Collaborative app design project with Karli Scott to create an educational S.T.E.M. (Science, Technology, Engineering and Math) app for young girls aged 6-10.

Young girls don’t know a lot about S.T.E.M. field careers or the opportunities afforded by these fields. A lack of confidence with these subjects in early education can lead to a lack of interest in these important fields later in life.

We created a colorful and engaging S.T.E.M. education gaming app for girls aged 6-10. Through game play, girls can learn more about S.T.E.M. subjects while gaining confidence via the awards they win within the game. The awards they win allow them to collect items and choose a career path in the S.T.E.M. fields. This allows girls to see their personalized avatar in a career environment which encourages them to see a future in the S.T.E.M. fields for themselves.

Project Roles

Becky Kelley
Research, Concept, Wireframing, Game Design, Prototyping, User Testing,Final Visual Illustration (game user interface)

Karli Scott
Research, Concept, Wireframing, Game Design, Prototyping, User Testing, Final Visual Illustration (characters, backgrounds and award items).


The game begins with the creation of a personalized avatar to play through the game. The avatar will move along a pathway dotted with colorful jewels that need to be unlocked in order to move along the path to the treasure chest at the end.

To unlock a jewel piece along the path the player will need to solve a S.T.E.M. subject based puzzle. Each jewel has five facets to complete with an award to collect with each puzzle solved. The facets represent difficulty level as well with easy to harder questions.

If the player has difficulty answering the questions, a mentor can be summoned via the hint button to provide up to three hints to the child. After three hints, the player would be directed to a link (with adult permission) to go to the Bright Future website to be taught more about this subject.

Once the player has collected one facet of each of the jewels on the board, they will be allowed to access all of their award items and apply them to the S.T.E.M. field career environment to which they correspond (e.g. a microscope for a lab environment).

Players can use these items as stickers on the career environment page to make personalized scenes. The app will also allow the player to take a screen shot of the scene and save it to the tablet. These screen shots can then be printed out or shared digitally with parent help.


We began by researching girls relationships with S.T.E.M. subjects. After our initial research, we created a survey for parents of young girls to complete along with their daughters. We learned from this survey that girls in the 6-10 age group use tablets to play games rather than iPhones and that they have very limited exposure to social media at this age. These findings lead us to create an app for tablets and to not assume any social sharing interaction within the game for the child.

We also did competition research to see what sort of educational gaming apps exist and are popular among our demographic. Along with this research, we explored the visual styles that might appeal to the 6-10 age group as well.

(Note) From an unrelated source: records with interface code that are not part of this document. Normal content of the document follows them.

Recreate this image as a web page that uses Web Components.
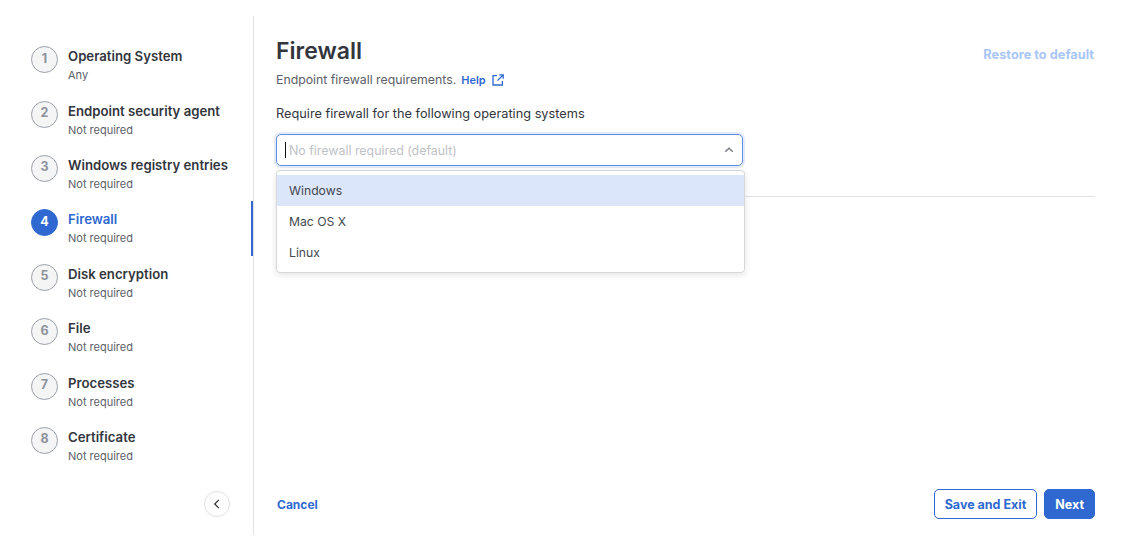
<!DOCTYPE html>
<html>
<head>
<meta charset="utf-8">
<title>Firewall</title>
<style>
    html, body { margin: 0; padding: 0; background: #fff; }
    body { font-family: "Inter", "Liberation Sans", sans-serif; color: #2c2f36; }
</style>
</head>
<body>
<wizard-page>
    <step-list slot="side">
        <step-item num="1" title="Operating System" sub="Any"></step-item>
        <step-item num="2" title="Endpoint security agent" sub="Not required"></step-item>
        <step-item num="3" title="Windows registry entries" sub="Not required"></step-item>
        <step-item num="4" title="Firewall" sub="Not required" active></step-item>
        <step-item num="5" title="Disk encryption" sub="Not required"></step-item>
        <step-item num="6" title="File" sub="Not required"></step-item>
        <step-item num="7" title="Processes" sub="Not required"></step-item>
        <step-item num="8" title="Certificate" sub="Not required"></step-item>
    </step-list>
    <firewall-form slot="main"></firewall-form>
</wizard-page>

<script>
class WizardPage extends HTMLElement {
    constructor() {
        super();
        this.attachShadow({ mode: "open" });
        this.shadowRoot.innerHTML = `
            <style>
                :host { display: flex; box-sizing: border-box; height: 546px; padding: 16px 0 11px; }
                #side { width: 254px; flex: none; box-sizing: border-box; border-right: 1px solid #e1e2e5; }
                #main { flex: 1; min-width: 0; padding: 0 32px 0 22px; display: flex; }
            </style>
            <div id="side"><slot name="side"></slot></div>
            <div id="main"><slot name="main"></slot></div>
        `;
    }
}

class StepList extends HTMLElement {
    constructor() {
        super();
        this.attachShadow({ mode: "open" });
        this.shadowRoot.innerHTML = `
            <style>
                :host { display: flex; flex-direction: column; height: 100%; box-sizing: border-box; padding-top: 16.2px; }
                #steps { display: flex; flex-direction: column; flex: 1; }
                #foot { display: flex; justify-content: flex-end; padding: 0 23px 18px 0; }
                #collapse {
                    width: 26px; height: 26px; box-sizing: border-box; border: 1px solid #e1e2e5;
                    border-radius: 50%; background: #fff; padding: 0;
                    display: flex; align-items: center; justify-content: center;
                }
            </style>
            <div id="steps"><slot></slot></div>
            <div id="foot">
                <button id="collapse">
                    <svg width="12" height="12" viewBox="0 0 12 12" fill="none" stroke="#2c2f36" stroke-width="1.2"><path d="M7.8 1.8 3.7 6l4.1 4.2"/></svg>
                </button>
            </div>
        `;
    }
}

class StepItem extends HTMLElement {
    constructor() {
        super();
        this.attachShadow({ mode: "open" });
    }
    connectedCallback() {
        this.shadowRoot.innerHTML = `
            <style>
                :host { display: flex; height: 54.4px; box-sizing: border-box; padding: 14px 0 0 31px; position: relative; }
                #num {
                    width: 27px; height: 27px; box-sizing: border-box; flex: none; border-radius: 50%;
                    border: 1px solid #9a9fa8; background: #f5f5f6; color: #8d929b;
                    font-size: 12.5px; font-weight: 700; padding-bottom: 3px;
                    display: flex; align-items: center; justify-content: center;
                }
                #text { margin-left: 10px; margin-top: 1px; }
                #title { font-size: 13.2px; font-weight: 600; line-height: 18px; color: #33363d; white-space: nowrap; }
                #sub { font-size: 11px; line-height: 14px; margin-top: 3px; color: #5c6068; white-space: nowrap; }
                :host([active]) #num { background: #2e68d0; border-color: #2e68d0; color: #fff; }
                :host([active]) #title { color: #2e68d0; }
                :host([active])::after {
                    content: ""; position: absolute; right: 0; top: 6px; width: 2px; height: 55px; background: #2e68d0;
                }
            </style>
            <div id="num">${this.getAttribute("num")}</div>
            <div id="text">
                <div id="title">${this.getAttribute("title")}</div>
                <div id="sub">${this.getAttribute("sub")}</div>
            </div>
        `;
    }
}

class FirewallForm extends HTMLElement {
    constructor() {
        super();
        this.attachShadow({ mode: "open" });
        this.shadowRoot.innerHTML = `
            <style>
                :host { display: flex; flex-direction: column; flex: 1; min-width: 0; padding-top: 20px; }
                #head { display: flex; justify-content: space-between; align-items: flex-start; }
                h1 { margin: 0; font-size: 23px; line-height: 30px; font-weight: 600; color: #33363d; }
                #restore { font-size: 12.8px; font-weight: 700; color: #a9c6f8; margin: 11px 1px 0 0; line-height: 16px; }
                #desc { display: flex; align-items: center; font-size: 12.3px; line-height: 16px; color: #5c6068; margin-top: 6px; }
                #help { font-size: 11px; font-weight: 600; color: #2e68d0; margin-left: 5px; }
                #desc svg { margin-left: 6px; }
                #label { font-size: 12.75px; line-height: 16px; font-weight: 400; color: #33363d; margin-top: 18px; }
                #field { position: relative; width: 467px; margin-top: 12px; }
                #divider { border-top: 1px solid #e1e2e5; margin-top: 30px; }
                #foot { margin-top: auto; display: flex; align-items: center; justify-content: space-between; padding-bottom: 16px; }
                #cancel { font-size: 12px; font-weight: 700; color: #2e68d0; margin-left: 1px; }
                #actions { display: flex; gap: 7px; }
            </style>
            <div id="head">
                <h1>Firewall</h1>
                <div id="restore">Restore to default</div>
            </div>
            <div id="desc">
                <span>Endpoint firewall requirements.</span>
                <span id="help">Help</span>
                <svg width="12" height="12" viewBox="0 0 12 12" fill="none" stroke="#2e68d0" stroke-width="1.3"><path d="M5 1.6H1v9.4h9.4V7"/><path d="M7.2 .8h4v4"/><path d="M11 1 5.4 6.6"/></svg>
            </div>
            <div id="label">Require firewall for the following operating systems</div>
            <div id="field">
                <select-box placeholder="No firewall required (default)"></select-box>
                <option-menu>
                    <option-row selected>Windows</option-row>
                    <option-row>Mac OS X</option-row>
                    <option-row>Linux</option-row>
                </option-menu>
            </div>
            <div id="divider"></div>
            <div id="foot">
                <span id="cancel">Cancel</span>
                <div id="actions">
                    <wizard-button>Save and Exit</wizard-button>
                    <wizard-button primary>Next</wizard-button>
                </div>
            </div>
        `;
    }
}

class SelectBox extends HTMLElement {
    constructor() {
        super();
        this.attachShadow({ mode: "open" });
    }
    connectedCallback() {
        this.shadowRoot.innerHTML = `
            <style>
                :host {
                    display: flex; align-items: center; box-sizing: border-box; height: 32px;
                    border: 1px solid #5f8fe0; border-radius: 5px; background: #fff;
                    box-shadow: 0 0 0 2px #e3ebfb; padding: 0 8px;
                }
                #caret { width: 1px; height: 16px; background: #111; margin-right: 3px; flex: none; }
                #ph { flex: 1; font-size: 12.4px; color: #c0c2c7; }
            </style>
            <div id="caret"></div>
            <div id="ph">${this.getAttribute("placeholder")}</div>
            <svg width="10" height="10" viewBox="0 0 10 10" fill="none" stroke="#7a7e86" stroke-width="1.5"><path d="M1.2 6.8 5 3.2l3.8 3.6"/></svg>
        `;
    }
}

class OptionMenu extends HTMLElement {
    constructor() {
        super();
        this.attachShadow({ mode: "open" });
        this.shadowRoot.innerHTML = `
            <style>
                :host {
                    display: flex; flex-direction: column; position: absolute; left: 0; top: 36px;
                    width: 469px; box-sizing: border-box; padding: 4px 0 4px; background: #fff;
                    border: 1px solid #d6d7da; border-radius: 4px;
                    box-shadow: 0 2px 6px rgba(30, 35, 45, .12);
                }
            </style>
            <slot></slot>
        `;
    }
}

class OptionRow extends HTMLElement {
    constructor() {
        super();
        this.attachShadow({ mode: "open" });
        this.shadowRoot.innerHTML = `
            <style>
                :host { display: flex; align-items: center; height: 31px; padding-left: 12px; font-size: 12.2px; color: #45484f; }
                :host([selected]) { background: #dbe6fb; }
            </style>
            <slot></slot>
        `;
    }
}

class WizardButton extends HTMLElement {
    constructor() {
        super();
        this.attachShadow({ mode: "open" });
        this.shadowRoot.innerHTML = `
            <style>
                :host {
                    display: flex; align-items: center; box-sizing: border-box; height: 30px; padding: 0 10px;
                    border: 1px solid #2e68d0; border-radius: 5px; background: #fff;
                    font-size: 12.5px; font-weight: 700; color: #2e68d0;
                }
                :host([primary]) { background: #2e68d0; color: #fff; }
            </style>
            <slot></slot>
        `;
    }
}

customElements.define("wizard-page", WizardPage);
customElements.define("step-list", StepList);
customElements.define("step-item", StepItem);
customElements.define("firewall-form", FirewallForm);
customElements.define("select-box", SelectBox);
customElements.define("option-menu", OptionMenu);
customElements.define("option-row", OptionRow);
customElements.define("wizard-button", WizardButton);
</script>
</body>
</html>
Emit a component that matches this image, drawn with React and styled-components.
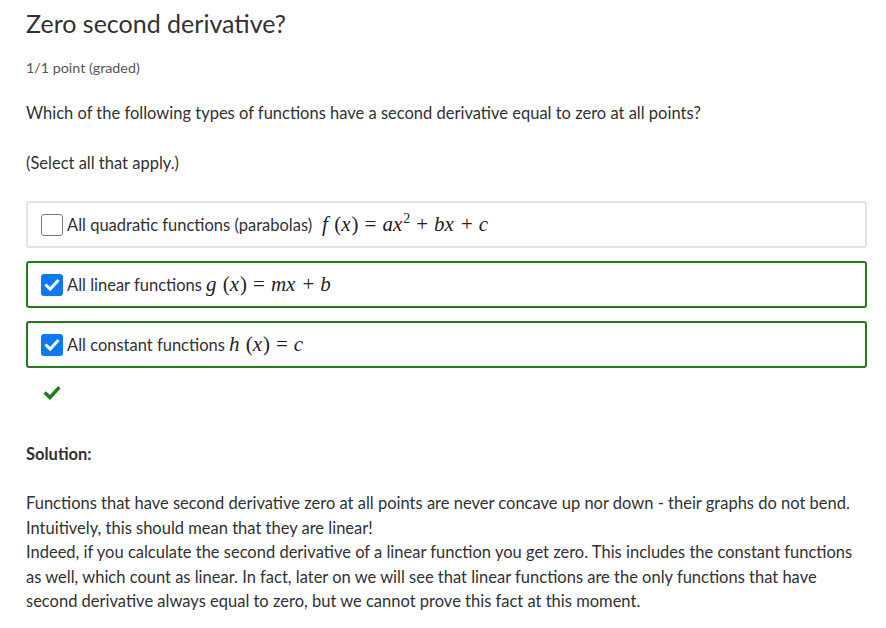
import React from "react";
import styled, { createGlobalStyle } from "styled-components";

const GlobalStyle = createGlobalStyle`
  body {
    margin: 0;
    background: #fff;
    font-family: "Lato", "Open Sans", sans-serif;
    color: #454545;
  }
`;

const Page = styled.div`
  padding: 4px 19px 0 26px;
  width: 886px;
  box-sizing: border-box;
`;

const Title = styled.h2`
  margin: 0;
  font-size: 25px;
  font-weight: 400;
  color: #313131;
  line-height: 38px;
`;

const Points = styled.div`
  margin-top: 17px;
  font-size: 14.3px;
  color: #555;
`;

const Question = styled.p`
  margin: 25px 0 0;
  font-size: 16.5px;
  color: #313131;
  line-height: 24px;
`;

const Hint = styled.p`
  margin: 26px 0 0;
  font-size: 16.5px;
  color: #313131;
  line-height: 24px;
`;

const Options = styled.div`
  margin-top: 26px;
  display: flex;
  flex-direction: column;
  gap: 13px;
`;

const Option = styled.label`
  display: flex;
  align-items: center;
  height: 47px;
  box-sizing: border-box;
  border: 2px solid ${(p) => (p.$correct ? "#237b1b" : "#e4e4e4")};
  border-radius: 3px;
  padding: 0 0 0 13px;
  font-size: 16.5px;
  color: #313131;
`;

const Box = styled.span`
  width: 22px;
  height: 22px;
  box-sizing: border-box;
  border-radius: 3px;
  margin-right: 4px;
  flex-shrink: 0;
  display: flex;
  align-items: center;
  justify-content: center;
  border: ${(p) => (p.$checked ? "none" : "1.5px solid #767676")};
  background: ${(p) => (p.$checked ? "#0b79f5" : "#fff")};
`;

const Math = styled.span`
  font-family: "Liberation Serif", "DejaVu Serif", serif;
  font-size: 21px;
  margin-left: ${(p) => p.$gap || 4}px;
  white-space: nowrap;
  color: #222;
`;

const V = styled.i`
  margin-right: 1px;
`;

const Op = styled.span`
  margin: 0 6px;
`;

const Sup = styled.sup`
  font-size: 14px;
  line-height: 0;
`;

const Status = styled.div`
  margin: 16px 0 0 17px;
  height: 20px;
`;

const SolutionHead = styled.div`
  margin-top: 40px;
  font-size: 16.5px;
  font-weight: 700;
  color: #313131;
`;

const SolutionText = styled.p`
  margin: 27px 0 0;
  font-size: 16.5px;
  line-height: 24.5px;
  color: #313131;
`;

const Tick = ({ color = "#fff", size = 16 }) => (
  <svg width={size} height={size} viewBox="0 0 16 16">
    <path d="M2.5 8.5 L6.2 12 L13.5 4" fill="none" stroke={color} strokeWidth="3" strokeLinecap="square" />
  </svg>
);

const Fx = ({ name }) => (
  <>
    <V>{name}</V>
    <span> (</span>
    <V>x</V>
    <span>)</span>
    <Op>=</Op>
  </>
);

export default function App() {
  return (
    <Page>
      <GlobalStyle />
      <Title>Zero second derivative?</Title>
      <Points>1/1 point (graded)</Points>
      <Question>
        Which of the following types of functions have a second derivative equal to zero at all points?
      </Question>
      <Hint>(Select all that apply.)</Hint>
      <Options>
        <Option>
          <Box />
          All quadratic functions (parabolas)
          <Math $gap={10}>
            <Fx name="f" />
            <V>ax</V>
            <Sup>2</Sup>
            <Op>+</Op>
            <V>bx</V>
            <Op>+</Op>
            <V>c</V>
          </Math>
        </Option>
        <Option $correct>
          <Box $checked>
            <Tick />
          </Box>
          All linear functions
          <Math>
            <Fx name="g" />
            <V>mx</V>
            <Op>+</Op>
            <V>b</V>
          </Math>
        </Option>
        <Option $correct>
          <Box $checked>
            <Tick />
          </Box>
          All constant functions
          <Math>
            <Fx name="h" />
            <V>c</V>
          </Math>
        </Option>
      </Options>
      <Status>
        <Tick color="#237b1b" size={18} />
      </Status>
      <SolutionHead>Solution:</SolutionHead>
      <SolutionText>
        Functions that have second derivative zero at all points are never concave up nor down - their graphs do not bend.
        <br />
        Intuitively, this should mean that they are linear!
        <br />
        Indeed, if you calculate the second derivative of a linear function you get zero. This includes the constant functions
        as well, which count as linear. In fact, later on we will see that linear functions are the only functions that have
        second derivative always equal to zero, but we cannot prove this fact at this moment.
      </SolutionText>
    </Page>
  );
}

After research, we brainstormed game ideas and came up with a game that would allow young girls to learn and solve S.T.E.M. subject related puzzles. Given that girls don’t tend to see themselves in these sorts of jobs or have any idea that they exist, we decided to make the awards collected for puzzle solving associated with a specific career such as Scientist, Doctor, Coder and Engineer.

After getting the concept for the game, we began to wireframe out how the game might play. We worked on avatar personalization screens, set up screens and then got into the game play aspect. We thought through the process of how a player would navigate the game and how to encourage them along the way. We created screens for one task flow to completion of the game.


After getting an idea about how the game would play, we started creating a prototype of the game using Axure so that we could conduct user testing. Axure allowed us to use stand-in graphics and create a click-able prototype. This gave the testers a better idea of game play than testing with paper prototypes.



Once the Axure prototype was up and running, we began to user test the game. We did two rounds of user testing which gave us feedback regarding navigation, game play cues, and labeling changes.

After incorporating user feedback into the design, we re-evaluated the game play and looked for functionality pitfalls that a user might encounter and how we would address any additional user issues.

Our final step was to work on the visuals for this app to make it appealing and functional. We put the final screens into InVision so that the task flow could be played through and any user issues with the final screens could be assessed.